### Task brief
Repeat the listing that follows, character for character, minus the pictures.

### Data segment
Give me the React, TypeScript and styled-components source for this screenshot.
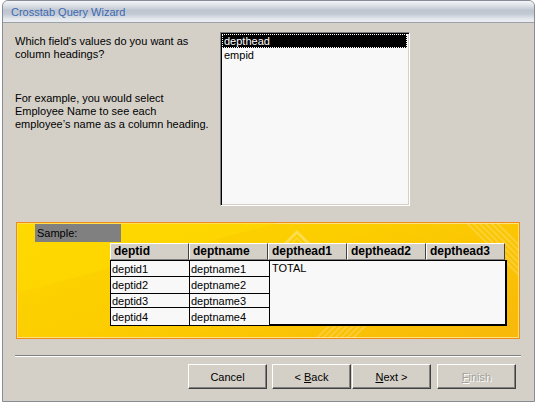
import React from "react";
import styled, { createGlobalStyle } from "styled-components";

const GlobalStyle = createGlobalStyle`
  html, body {
    margin: 0;
    padding: 0;
    background: #ffffff;
  }
  body {
    font-family: "Liberation Sans", Arial, sans-serif;
    font-size: 11px;
    color: #000000;
  }
`;

const Window = styled.div`
  margin-left: 2px;
  width: 531px;
  border: 1px solid #878c96;
  border-radius: 6px 6px 0 0;
  overflow: hidden;
  background: #d4d0c8;
`;

const TitleBar = styled.div`
  height: 21px;
  border-bottom: 1px solid #9aa0aa;
  padding-left: 8px;
  display: flex;
  align-items: center;
  background: linear-gradient(
    #f3f5f8 0%,
    #dfe3e9 20%,
    #bec5d0 45%,
    #c3cad4 62%,
    #e3e7ed 85%,
    #eceef2 100%
  );
  color: #3a69b2;
  font-size: 11px;
`;

const Body = styled.div`
  height: 378px;
  box-sizing: border-box;
  padding: 9px 13px 12px 12px;
  display: flex;
  flex-direction: column;
`;

const TopRow = styled.div`
  display: flex;
  height: 174px;
`;

const Prompt = styled.div`
  width: 205px;
  padding-top: 3px;
  line-height: 13px;
`;

const Para = styled.p<{ gap?: number }>`
  margin: ${(p) => p.gap ?? 0}px 0 0 0;
`;

const ListBox = styled.div`
  width: 190px;
  height: 174px;
  box-sizing: border-box;
  border: 1px solid;
  border-color: #808080 #ffffff #ffffff #808080;
  box-shadow: inset 1px 1px 0 #000000, inset -1px -1px 0 #d4d0c8;
  background: #f8f8f8;
  padding: 1px 2px 0 1px;
`;

const ListItem = styled.div<{ selected?: boolean }>`
  height: 14px;
  line-height: 14px;
  padding-left: 2px;
  box-sizing: border-box;
  background: ${(p) => (p.selected ? "#000000" : "transparent")};
  color: ${(p) => (p.selected ? "#ffffff" : "#000000")};
  outline: ${(p) => (p.selected ? "1px dotted #ffffff" : "none")};
  outline-offset: -1px;
`;

const SamplePanel = styled.div`
  position: relative;
  margin: 16px 0 0 1px;
  width: 504px;
  height: 117px;
  box-sizing: border-box;
  border: 1px solid #f28a1a;
  box-shadow: inset 0 0 0 1px #ffe27a;
  background: linear-gradient(160deg, #fdd700 0%, #fccd00 45%, #f8b80a 100%);
  overflow: hidden;
  padding: 1px 0 0 18px;
`;

const Decor = styled.svg`
  position: absolute;
  left: 0;
  top: 0;
  width: 502px;
  height: 115px;
  pointer-events: none;
`;

const PanelContent = styled.div`
  position: relative;
`;

const SampleLabel = styled.div`
  width: 86px;
  height: 18px;
  line-height: 18px;
  padding-left: 2px;
  box-sizing: border-box;
  background: #808080;
`;

const Table = styled.div`
  margin: 1px 0 0 75px;
`;

const HeaderRow = styled.div`
  display: flex;
`;

const HeaderCell = styled.div`
  width: 79px;
  height: 17px;
  box-sizing: border-box;
  background: #d4d0c8;
  border-top: 1px solid #ffffff;
  border-left: 1px solid #ffffff;
  border-right: 1px solid #404040;
  border-bottom: 1px solid #808080;
  font-weight: bold;
  font-size: 12px;
  line-height: 15px;
  padding-left: 3px;
`;

const DataRow = styled.div`
  display: flex;
`;

const LeftGrid = styled.div`
  display: grid;
  grid-template-columns: 79px 79px;
  grid-template-rows: 16px 17px 14px 18px;
  border-left: 1px solid #000000;
  border-top: 1px solid #000000;
`;

const Cell = styled.div<{ last?: boolean }>`
  box-sizing: border-box;
  background: #f8f8f8;
  border-bottom: 1px solid #000000;
  border-right: ${(p) => (p.last ? "none" : "1px solid #000000")};
  padding-left: 1px;
  display: flex;
  align-items: center;
`;

const TotalBox = styled.div`
  width: 238px;
  height: 66px;
  box-sizing: border-box;
  background: #f8f8f8;
  border: 1px solid #000000;
  border-right-width: 2px;
  border-bottom-width: 2px;
  padding: 1px 2px;
  line-height: 13px;
`;

const Separator = styled.div`
  margin-top: 16px;
  border-top: 1px solid #808080;
  border-bottom: 1px solid #ffffff;
`;

const ButtonRow = styled.div`
  display: flex;
  justify-content: flex-end;
  margin-top: 7px;
  padding-right: 5px;
`;

const Button = styled.div<{ gap?: number; disabled?: boolean }>`
  width: 79px;
  height: 25px;
  margin-left: ${(p) => p.gap ?? 0}px;
  box-sizing: border-box;
  background: #d4d0c8;
  border: 1px solid;
  border-color: #ffffff #404040 #404040 #ffffff;
  box-shadow: inset -1px -1px 0 #808080;
  display: flex;
  align-items: center;
  justify-content: center;
  color: ${(p) => (p.disabled ? "#a09f98" : "#000000")};
  text-shadow: ${(p) => (p.disabled ? "1px 1px 0 #ffffff" : "none")};
  u {
    text-decoration: underline;
  }
`;

const rows = [1, 2, 3, 4];
const heads = ["deptid", "deptname", "depthead1", "depthead2", "depthead3"];

export default function App() {
  return (
    <>
      <GlobalStyle />
      <Window>
        <TitleBar>Crosstab Query Wizard</TitleBar>
        <Body>
          <TopRow>
            <Prompt>
              <Para>
                Which field's values do you want as
                <br />
                column headings?
              </Para>
              <Para gap={31}>
                For example, you would select
                <br />
                Employee Name to see each
                <br />
                employee’s name as a column heading.
              </Para>
            </Prompt>
            <ListBox>
              <ListItem selected>depthead</ListItem>
              <ListItem>empid</ListItem>
            </ListBox>
          </TopRow>

          <SamplePanel>
            <Decor viewBox="0 0 502 115">
              <polygon points="0,0 260,0 0,70" fill="#ffe000" opacity="0.35" />
              <polyline
                points="266,23 280,9 294,23"
                fill="none"
                stroke="#ffffff"
                strokeWidth="3"
                opacity="0.3"
              />
              <polyline
                points="272,23 280,15 288,23"
                fill="none"
                stroke="#ffffff"
                strokeWidth="1.5"
                opacity="0.2"
              />
              {[0, 6, 12, 18, 24, 30].map((d) => (
                <line
                  key={"t" + d}
                  x1={450 + d}
                  y1={0}
                  x2={502}
                  y2={52 - d}
                  stroke="#ffffff"
                  strokeWidth="2"
                  opacity="0.18"
                />
              ))}
              {[0, 6, 12, 18, 24, 30, 36].map((d) => (
                <line
                  key={"b" + d}
                  x1={300 + d}
                  y1={115}
                  x2={318 + d}
                  y2={97}
                  stroke="#ffffff"
                  strokeWidth="2"
                  opacity="0.18"
                />
              ))}
            </Decor>
            <PanelContent>
              <SampleLabel>Sample:</SampleLabel>
              <Table>
                <HeaderRow>
                  {heads.map((h) => (
                    <HeaderCell key={h}>{h}</HeaderCell>
                  ))}
                </HeaderRow>
                <DataRow>
                  <LeftGrid>
                    {rows.map((n) => (
                      <React.Fragment key={n}>
                        <Cell>deptid{n}</Cell>
                        <Cell last>deptname{n}</Cell>
                      </React.Fragment>
                    ))}
                  </LeftGrid>
                  <TotalBox>TOTAL</TotalBox>
                </DataRow>
              </Table>
            </PanelContent>
          </SamplePanel>

          <Separator />

          <ButtonRow>
            <Button>Cancel</Button>
            <Button gap={5}>
              &lt;&nbsp;<u>B</u>ack
            </Button>
            <Button gap={1}>
              <u>N</u>ext&nbsp;&gt;
            </Button>
            <Button gap={6} disabled>
              <u>F</u>inish
            </Button>
          </ButtonRow>
        </Body>
      </Window>
    </>
  );
}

### Worked solution
Give me the React, TypeScript and styled-components source for this screenshot.
import React from "react";
import styled, { createGlobalStyle } from "styled-components";

const GlobalStyle = createGlobalStyle`
  html, body {
    margin: 0;
    padding: 0;
    background: #ffffff;
  }
  body {
    font-family: "Liberation Sans", Arial, sans-serif;
    font-size: 11px;
    color: #000000;
  }
`;

const Window = styled.div`
  margin-left: 2px;
  width: 531px;
  border: 1px solid #878c96;
  border-radius: 6px 6px 0 0;
  overflow: hidden;
  background: #d4d0c8;
`;

const TitleBar = styled.div`
  height: 21px;
  border-bottom: 1px solid #9aa0aa;
  padding-left: 8px;
  display: flex;
  align-items: center;
  background: linear-gradient(
    #f3f5f8 0%,
    #dfe3e9 20%,
    #bec5d0 45%,
    #c3cad4 62%,
    #e3e7ed 85%,
    #eceef2 100%
  );
  color: #3a69b2;
  font-size: 11px;
`;

const Body = styled.div`
  height: 378px;
  box-sizing: border-box;
  padding: 9px 13px 12px 12px;
  display: flex;
  flex-direction: column;
`;

const TopRow = styled.div`
  display: flex;
  height: 174px;
`;

const Prompt = styled.div`
  width: 205px;
  padding-top: 3px;
  line-height: 13px;
`;

const Para = styled.p<{ gap?: number }>`
  margin: ${(p) => p.gap ?? 0}px 0 0 0;
`;

const ListBox = styled.div`
  width: 190px;
  height: 174px;
  box-sizing: border-box;
  border: 1px solid;
  border-color: #808080 #ffffff #ffffff #808080;
  box-shadow: inset 1px 1px 0 #000000, inset -1px -1px 0 #d4d0c8;
  background: #f8f8f8;
  padding: 1px 2px 0 1px;
`;

const ListItem = styled.div<{ selected?: boolean }>`
  height: 14px;
  line-height: 14px;
  padding-left: 2px;
  box-sizing: border-box;
  background: ${(p) => (p.selected ? "#000000" : "transparent")};
  color: ${(p) => (p.selected ? "#ffffff" : "#000000")};
  outline: ${(p) => (p.selected ? "1px dotted #ffffff" : "none")};
  outline-offset: -1px;
`;

const SamplePanel = styled.div`
  position: relative;
  margin: 16px 0 0 1px;
  width: 504px;
  height: 117px;
  box-sizing: border-box;
  border: 1px solid #f28a1a;
  box-shadow: inset 0 0 0 1px #ffe27a;
  background: linear-gradient(160deg, #fdd700 0%, #fccd00 45%, #f8b80a 100%);
  overflow: hidden;
  padding: 1px 0 0 18px;
`;

const Decor = styled.svg`
  position: absolute;
  left: 0;
  top: 0;
  width: 502px;
  height: 115px;
  pointer-events: none;
`;

const PanelContent = styled.div`
  position: relative;
`;

const SampleLabel = styled.div`
  width: 86px;
  height: 18px;
  line-height: 18px;
  padding-left: 2px;
  box-sizing: border-box;
  background: #808080;
`;

const Table = styled.div`
  margin: 1px 0 0 75px;
`;

const HeaderRow = styled.div`
  display: flex;
`;

const HeaderCell = styled.div`
  width: 79px;
  height: 17px;
  box-sizing: border-box;
  background: #d4d0c8;
  border-top: 1px solid #ffffff;
  border-left: 1px solid #ffffff;
  border-right: 1px solid #404040;
  border-bottom: 1px solid #808080;
  font-weight: bold;
  font-size: 12px;
  line-height: 15px;
  padding-left: 3px;
`;

const DataRow = styled.div`
  display: flex;
`;

const LeftGrid = styled.div`
  display: grid;
  grid-template-columns: 79px 79px;
  grid-template-rows: 16px 17px 14px 18px;
  border-left: 1px solid #000000;
  border-top: 1px solid #000000;
`;

const Cell = styled.div<{ last?: boolean }>`
  box-sizing: border-box;
  background: #f8f8f8;
  border-bottom: 1px solid #000000;
  border-right: ${(p) => (p.last ? "none" : "1px solid #000000")};
  padding-left: 1px;
  display: flex;
  align-items: center;
`;

const TotalBox = styled.div`
  width: 238px;
  height: 66px;
  box-sizing: border-box;
  background: #f8f8f8;
  border: 1px solid #000000;
  border-right-width: 2px;
  border-bottom-width: 2px;
  padding: 1px 2px;
  line-height: 13px;
`;

const Separator = styled.div`
  margin-top: 16px;
  border-top: 1px solid #808080;
  border-bottom: 1px solid #ffffff;
`;

const ButtonRow = styled.div`
  display: flex;
  justify-content: flex-end;
  margin-top: 7px;
  padding-right: 5px;
`;

const Button = styled.div<{ gap?: number; disabled?: boolean }>`
  width: 79px;
  height: 25px;
  margin-left: ${(p) => p.gap ?? 0}px;
  box-sizing: border-box;
  background: #d4d0c8;
  border: 1px solid;
  border-color: #ffffff #404040 #404040 #ffffff;
  box-shadow: inset -1px -1px 0 #808080;
  display: flex;
  align-items: center;
  justify-content: center;
  color: ${(p) => (p.disabled ? "#a09f98" : "#000000")};
  text-shadow: ${(p) => (p.disabled ? "1px 1px 0 #ffffff" : "none")};
  u {
    text-decoration: underline;
  }
`;

const rows = [1, 2, 3, 4];
const heads = ["deptid", "deptname", "depthead1", "depthead2", "depthead3"];

export default function App() {
  return (
    <>
      <GlobalStyle />
      <Window>
        <TitleBar>Crosstab Query Wizard</TitleBar>
        <Body>
          <TopRow>
            <Prompt>
              <Para>
                Which field's values do you want as
                <br />
                column headings?
              </Para>
              <Para gap={31}>
                For example, you would select
                <br />
                Employee Name to see each
                <br />
                employee’s name as a column heading.
              </Para>
            </Prompt>
            <ListBox>
              <ListItem selected>depthead</ListItem>
              <ListItem>empid</ListItem>
            </ListBox>
          </TopRow>

          <SamplePanel>
            <Decor viewBox="0 0 502 115">
              <polygon points="0,0 260,0 0,70" fill="#ffe000" opacity="0.35" />
              <polyline
                points="266,23 280,9 294,23"
                fill="none"
                stroke="#ffffff"
                strokeWidth="3"
                opacity="0.3"
              />
              <polyline
                points="272,23 280,15 288,23"
                fill="none"
                stroke="#ffffff"
                strokeWidth="1.5"
                opacity="0.2"
              />
              {[0, 6, 12, 18, 24, 30].map((d) => (
                <line
                  key={"t" + d}
                  x1={450 + d}
                  y1={0}
                  x2={502}
                  y2={52 - d}
                  stroke="#ffffff"
                  strokeWidth="2"
                  opacity="0.18"
                />
              ))}
              {[0, 6, 12, 18, 24, 30, 36].map((d) => (
                <line
                  key={"b" + d}
                  x1={300 + d}
                  y1={115}
                  x2={318 + d}
                  y2={97}
                  stroke="#ffffff"
                  strokeWidth="2"
                  opacity="0.18"
                />
              ))}
            </Decor>
            <PanelContent>
              <SampleLabel>Sample:</SampleLabel>
              <Table>
                <HeaderRow>
                  {heads.map((h) => (
                    <HeaderCell key={h}>{h}</HeaderCell>
                  ))}
                </HeaderRow>
                <DataRow>
                  <LeftGrid>
                    {rows.map((n) => (
                      <React.Fragment key={n}>
                        <Cell>deptid{n}</Cell>
                        <Cell last>deptname{n}</Cell>
                      </React.Fragment>
                    ))}
                  </LeftGrid>
                  <TotalBox>TOTAL</TotalBox>
                </DataRow>
              </Table>
            </PanelContent>
          </SamplePanel>

          <Separator />

          <ButtonRow>
            <Button>Cancel</Button>
            <Button gap={5}>
              &lt;&nbsp;<u>B</u>ack
            </Button>
            <Button gap={1}>
              <u>N</u>ext&nbsp;&gt;
            </Button>
            <Button gap={6} disabled>
              <u>F</u>inish
            </Button>
          </ButtonRow>
        </Body>
      </Window>
    </>
  );
}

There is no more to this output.